Given that positive affect is linked to increases in both motivation and cognitive flexibility, then how come positive affect did not improve performance in a domain-general manner? First, dopamine is linked with a specific set of cognitive abilities, including cognitive flexibility and verbal working memory. In other words, positive affect, via dopamine, may prioritize those cognitions making them a dominant response. But, when cognitive flexibility needs to be inhibited (as a dominant response) to do well on a task, such as on a perseveration task, people in positive moods often reveal worse performance (Dreisbach and Goschke 2004). Second, simply increasing motivation, which is often associated with positive affect, does not always result in superior performance. For instance, motivation is more likely to increase response time, but not necessary accuracy, and therefore, depending on the task demands motivation can be more harmful than helpful (Chiew and Braver 2013; Locke and Braver 2008). Moreover, positive affect and motivation may interact to influence the amount of effort expended on a task, and happiness has been found to reduce task effort even when the task involves helping others (Fishbach and Labroo 2007). Thus, although positive affect is quite advantageous for creativity, problem solving, recovering from stress, and increasing well-being (Ashby et al. 1999; Fredrickson 2001), there are situations where positive affect can impair performance and reduce motivation to control behavior.

Future directions

Future research should replicate the current findings with neuroimaging data and extend those findings to other emotions and executive functions.
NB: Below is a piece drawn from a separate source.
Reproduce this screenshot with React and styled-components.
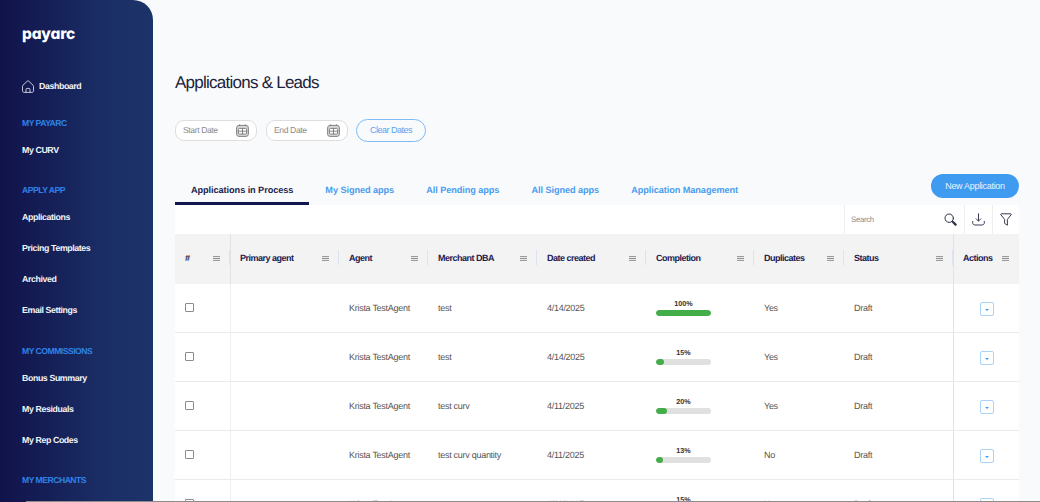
import React from "react";
import styled, { createGlobalStyle } from "styled-components";

const GlobalStyle = createGlobalStyle`
  html, body {
    margin: 0;
    padding: 0;
    height: 502px;
    overflow: hidden;
    background: #f9fafc;
    font-family: "Liberation Sans", Arial, sans-serif;
    text-rendering: geometricPrecision;
  }
`;

const Layout = styled.div`
  display: flex;
  height: 502px;
  overflow: hidden;
`;

const Sidebar = styled.aside`
  width: 153px;
  flex-shrink: 0;
  box-sizing: border-box;
  padding: 22px 0 0 22px;
  background: linear-gradient(90deg, #11124a 0%, #1a2f66 70%, #1c3369 100%);
  border-top-right-radius: 20px;
  display: flex;
  flex-direction: column;
`;

const Logo = styled.div`
  height: 24px;
  margin-bottom: 33.5px;
  font-family: "Inter", sans-serif;
  font-feature-settings: "cv11";
  font-weight: 800;
  font-size: 15.5px;
  line-height: 24px;
  letter-spacing: -0.2px;
  color: #ffffff;
`;

const DashboardLink = styled.div`
  display: flex;
  align-items: center;
  gap: 5px;
  height: 24px;
  margin-bottom: 22.5px;
  font-size: 8.8px;
  font-weight: 700;
  letter-spacing: -0.4px;
  color: #f2f4f8;
`;

const Section = styled.div`
  margin-bottom: 16.4px;
`;

const SectionLabel = styled.div`
  height: 16px;
  margin-bottom: 4px;
  font-size: 8.6px;
  font-weight: 700;
  line-height: 16px;
  letter-spacing: -0.5px;
  color: #2f82e8;
`;

const NavItem = styled.div`
  height: 31px;
  font-size: 8.8px;
  font-weight: 700;
  line-height: 31px;
  letter-spacing: -0.4px;
  color: #f2f4f8;
`;

const Main = styled.main`
  flex: 1;
  min-width: 0;
  padding: 70px 21px 0 22px;
`;

const Title = styled.h1`
  margin: 0 0 25px;
  height: 24px;
  font-size: 17px;
  font-weight: 400;
  line-height: 25px;
  letter-spacing: -0.75px;
  color: #20223a;
`;

const DateRow = styled.div`
  display: flex;
  align-items: center;
  gap: 9px;
  height: 23px;
  margin-bottom: 32px;
`;

const DateField = styled.div`
  width: 82px;
  height: 21px;
  box-sizing: border-box;
  display: flex;
  align-items: center;
  justify-content: space-between;
  padding: 0 7px 1px 7px;
  background: #ffffff;
  border: 1px solid #dedede;
  border-radius: 9px;
  font-size: 8.6px;
  letter-spacing: -0.4px;
  color: #8b8b8b;
`;

const ClearButton = styled.button`
  width: 70px;
  height: 23px;
  margin-left: -1px;
  padding: 0 0 1px;
  background: transparent;
  border: 1px solid #7dbbf5;
  border-radius: 12px;
  font: 400 9px "Liberation Sans", Arial, sans-serif;
  letter-spacing: -0.5px;
  color: #5aa5ee;
`;

const TabRow = styled.div`
  display: flex;
  justify-content: space-between;
  align-items: flex-start;
  height: 31px;
`;

const Tabs = styled.div`
  display: flex;
`;

const Tab = styled.div`
  height: 31px;
  box-sizing: border-box;
  padding: 0 16px;
  font-size: 9.2px;
  font-weight: 700;
  line-height: 32px;
  letter-spacing: -0.08px;
  color: ${({ $active }) => ($active ? "#20244f" : "#4a9def")};
  border-bottom: 3px solid ${({ $active }) => ($active ? "#14164f" : "transparent")};
`;

const NewButton = styled.button`
  width: 88px;
  height: 24px;
  padding: 0;
  background: #3f9bf0;
  border: 0;
  border-radius: 12px;
  font: 400 9px "Liberation Sans", Arial, sans-serif;
  letter-spacing: -0.3px;
  color: #e8f3fe;
`;

const Toolbar = styled.div`
  display: flex;
  justify-content: flex-end;
  height: 29px;
  background: #ffffff;
`;

const ToolCell = styled.div`
  width: ${({ $width }) => $width}px;
  box-sizing: border-box;
  display: flex;
  align-items: center;
  justify-content: ${({ $search }) => ($search ? "space-between" : "center")};
  padding: ${({ $search }) => ($search ? "0 7px 0 6px" : "0")};
  border-left: 1px solid #eeeeee;
  font-size: 7.8px;
  letter-spacing: -0.3px;
  color: #8a8a8a;
`;

const Row = styled.div`
  display: grid;
  grid-template-columns: 55px 109px 89px 109px 109px 108px 90px 109px 66px;
  height: ${({ $head }) => ($head ? "50px" : "49px")};
  box-sizing: border-box;
  background: ${({ $head }) => ($head ? "#f3f3f3" : "#ffffff")};
  border-bottom: ${({ $head }) => ($head ? "0" : "1px solid #ebebeb")};
`;

const HeadCell = styled.div`
  position: relative;
  display: flex;
  align-items: center;
  justify-content: space-between;
  padding: 0 10px 2px ${({ $divider }) => ($divider ? "9px" : "10px")};
  font-size: 9px;
  font-weight: 700;
  letter-spacing: -0.5px;
  color: #1c2050;
  border-left: ${({ $divider }) => ($divider ? "1px solid #e2e2e2" : "0")};

  &::after {
    content: "";
    display: ${({ $last }) => ($last ? "none" : "block")};
    position: absolute;
    right: 0;
    top: 16px;
    height: 15px;
    width: 1px;
    background: #dde3ee;
  }
`;

const Cell = styled.div`
  display: flex;
  align-items: center;
  justify-content: ${({ $center }) => ($center ? "center" : "flex-start")};
  padding: 0 ${({ $center }) => ($center ? "0" : "10px")} 1px;
  font-size: 9px;
  letter-spacing: -0.28px;
  color: #555555;
  white-space: nowrap;
  border-left: ${({ $divider }) => ($divider ? `1px solid ${$divider}` : "0")};
`;

const Checkbox = styled.span`
  width: 9px;
  height: 9px;
  box-sizing: border-box;
  border: 1px solid #8c8c8c;
  border-radius: 1px;
  background: #fff;
`;

const Progress = styled.div`
  width: 55px;
  text-align: center;
  font-size: 7.2px;
  font-weight: 700;
  line-height: 9px;
  letter-spacing: 0;
  color: #333333;
`;

const Track = styled.div`
  height: 6px;
  margin-top: 2px;
  background: #e0e0e0;
  border-radius: 3px;
  overflow: hidden;
`;

const Fill = styled.div`
  height: 100%;
  background: #43ad4a;
  border-radius: 3px;
`;

const ActionButton = styled.span`
  width: 14px;
  height: 14px;
  margin-top: 2px;
  box-sizing: border-box;
  display: flex;
  align-items: center;
  justify-content: center;
  padding-top: 2px;
  border: 1px solid #a9d3f8;
  border-radius: 2px;
  background: #fff;

  &::before {
    content: "";
    border-left: 2px solid transparent;
    border-right: 2px solid transparent;
    border-top: 2px solid #3f9bf0;
  }
`;

const BottomEdge = styled.div`
  position: fixed;
  left: 26px;
  right: 0;
  bottom: 0;
  height: 1px;
  background: #8c8c8c;
`;

const HomeIcon = () => (
  <svg width="12" height="13" viewBox="0 0 12 13" fill="none" stroke="#f2f4f8" strokeWidth="0.8">
    <path d="M1 5.2 5.2 1.2a1.2 1.2 0 0 1 1.6 0L11 5.2c.3.3.5.7.5 1.1v4.5c0 .9-.7 1.6-1.6 1.6H2.1c-.9 0-1.6-.7-1.6-1.6V6.3c0-.4.2-.8.5-1.1Z" />
    <path d="M4 12.4V9.4c0-.6.4-1 1-1h2c.6 0 1 .4 1 1v3" />
  </svg>
);

const CalendarIcon = () => (
  <svg width="13" height="13" viewBox="0 0 13 13" fill="none" stroke="#777777" strokeWidth="0.9">
    <rect x="0.6" y="1.4" width="11.8" height="11" rx="2.4" fill="#d8d8d8" />
    <rect x="2.4" y="4.4" width="8.2" height="5.6" rx="1" fill="#ffffff" />
    <path d="M2.4 7.2h8.2M6.5 4.4v5.6M3.6 0.4v1.6M9.4 0.4v1.6" />
  </svg>
);

const SearchIcon = () => (
  <svg width="13" height="13" viewBox="0 0 13 13" fill="none" stroke="#2b2e48" strokeLinecap="round">
    <circle cx="5.2" cy="5.2" r="4.2" strokeWidth="1" />
    <path d="M9 9 11.6 11.6" strokeWidth="2.2" />
  </svg>
);

const DownloadIcon = () => (
  <svg width="13" height="13" viewBox="0 0 13 13" fill="none" stroke="#3a3d52" strokeWidth="1" strokeLinecap="round" strokeLinejoin="round">
    <path d="M6.5 0.8v7.2M4.2 5.8l2.3 2.3 2.3-2.3" />
    <path d="M0.7 8.4v1.4c0 1.3 1 2.2 2.2 2.2h7.2c1.2 0 2.2-.9 2.2-2.2V8.4" />
  </svg>
);

const FilterIcon = () => (
  <svg width="12" height="13" viewBox="0 0 12 13" fill="none" stroke="#3a3d52" strokeWidth="1" strokeLinejoin="round">
    <path d="M1.2 0.8h9.6c.5 0 .7.5.4.9L7.4 6.4v5.8L4.6 10.4v-4L.8 1.7C.5 1.3.7.8 1.2.8Z" />
  </svg>
);

const MenuIcon = () => (
  <svg width="7" height="5" viewBox="0 0 7 5" stroke="#777777" strokeWidth="0.8">
    <path d="M0 0.6h7M0 2.5h7M0 4.4h7" />
  </svg>
);

const navSections = [
  { label: "MY PAYARC", items: ["My CURV"] },
  { label: "APPLY APP", items: ["Applications", "Pricing Templates", "Archived", "Email Settings"] },
  { label: "MY COMMISSIONS", items: ["Bonus Summary", "My Residuals", "My Rep Codes"] },
  { label: "MY MERCHANTS", items: [] },
];

const tabs = ["Applications in Process", "My Signed apps", "All Pending apps", "All Signed apps", "Application Management"];

const columns = ["#", "Primary agent", "Agent", "Merchant DBA", "Date created", "Completion", "Duplicates", "Status", "Actions"];

const rows = [
  { merchant: "test", date: "4/14/2025", pct: 100, dup: "Yes" },
  { merchant: "test", date: "4/14/2025", pct: 15, dup: "Yes" },
  { merchant: "test curv", date: "4/11/2025", pct: 20, dup: "Yes" },
  { merchant: "test curv quantity", date: "4/11/2025", pct: 13, dup: "No" },
  { merchant: "test curv", date: "4/11/2025", pct: 15, dup: "Yes" },
];

export default function App() {
  return (
    <Layout>
      <GlobalStyle />
      <Sidebar>
        <Logo>payarc</Logo>
        <DashboardLink>
          <HomeIcon /> Dashboard
        </DashboardLink>
        {navSections.map((section) => (
          <Section key={section.label}>
            <SectionLabel>{section.label}</SectionLabel>
            {section.items.map((item) => (
              <NavItem key={item}>{item}</NavItem>
            ))}
          </Section>
        ))}
      </Sidebar>

      <Main>
        <Title>Applications &amp; Leads</Title>
        <DateRow>
          <DateField>Start Date <CalendarIcon /></DateField>
          <DateField>End Date <CalendarIcon /></DateField>
          <ClearButton>Clear Dates</ClearButton>
        </DateRow>

        <TabRow>
          <Tabs>
            {tabs.map((tab, i) => (
              <Tab key={tab} $active={i === 0}>{tab}</Tab>
            ))}
          </Tabs>
          <NewButton>New Application</NewButton>
        </TabRow>

        <Toolbar>
          <ToolCell $width={120} $search>Search <SearchIcon /></ToolCell>
          <ToolCell $width={28}><DownloadIcon /></ToolCell>
          <ToolCell $width={27}><FilterIcon /></ToolCell>
        </Toolbar>

        <Row $head>
          {columns.map((col, i) => (
            <HeadCell key={col} $divider={i === 1 || i === 8} $last={i === 8}>
              {col}
              <MenuIcon />
            </HeadCell>
          ))}
        </Row>

        {rows.map((row, i) => (
          <Row key={i}>
            <Cell><Checkbox /></Cell>
            <Cell $divider="#efefef" />
            <Cell>Krista TestAgent</Cell>
            <Cell>{row.merchant}</Cell>
            <Cell>{row.date}</Cell>
            <Cell>
              <Progress>
                {row.pct}%
                <Track>
                  <Fill style={{ width: `${row.pct}%` }} />
                </Track>
              </Progress>
            </Cell>
            <Cell>{row.dup}</Cell>
            <Cell>Draft</Cell>
            <Cell $center $divider="#e2e2e2"><ActionButton /></Cell>
          </Row>
        ))}
      </Main>
      <BottomEdge />
    </Layout>
  );
}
Behavioral data can be difficult to interpret when assessing psychological effort and motivation to control behavior, whereas neuroimaging can provide a clearer answer (e.g., Gray et al. 2002; Hockey 1997; Kok 1997). The current study induced an affective state that is often low in intensity and motivation. Future studies could manipulate emotions that vary in motivation to further explore how a positive or negative, intense motivational state (e.g., desire or fear) has similar or dissimilar effects as a positive or negative, low motivational state (e.g., happy or sad). Such studies could further clarify whether affect and motivation interact to influence task performance and motivation to control behavior. Moreover, the current study only focused on working memory, but future studies could investigate other executive functions (e.g., inhibition, cognitive flexibility) to determine whether emotion has similar effects on other executive functions beyond working memory.

Conclusion

These findings support the view that mood and task interactions better predict performance and the motivation to control behavior following a psychological challenge. Consistent with the emotion and goal compatibility theory, emotions may prioritize specific cognitions to support goal-driven behavior, which has the advantage of minimizing psychological effort when emotion correctly anticipates the behavioral requirements of the situation. Emotions are often more functional than dysfunctional (Gray 2004), and as a result, having emotions anticipate situational requirements would be an ecologically advantageous mechanism to promote long-term behavioral control across a variety of good, bad, or frightening situations.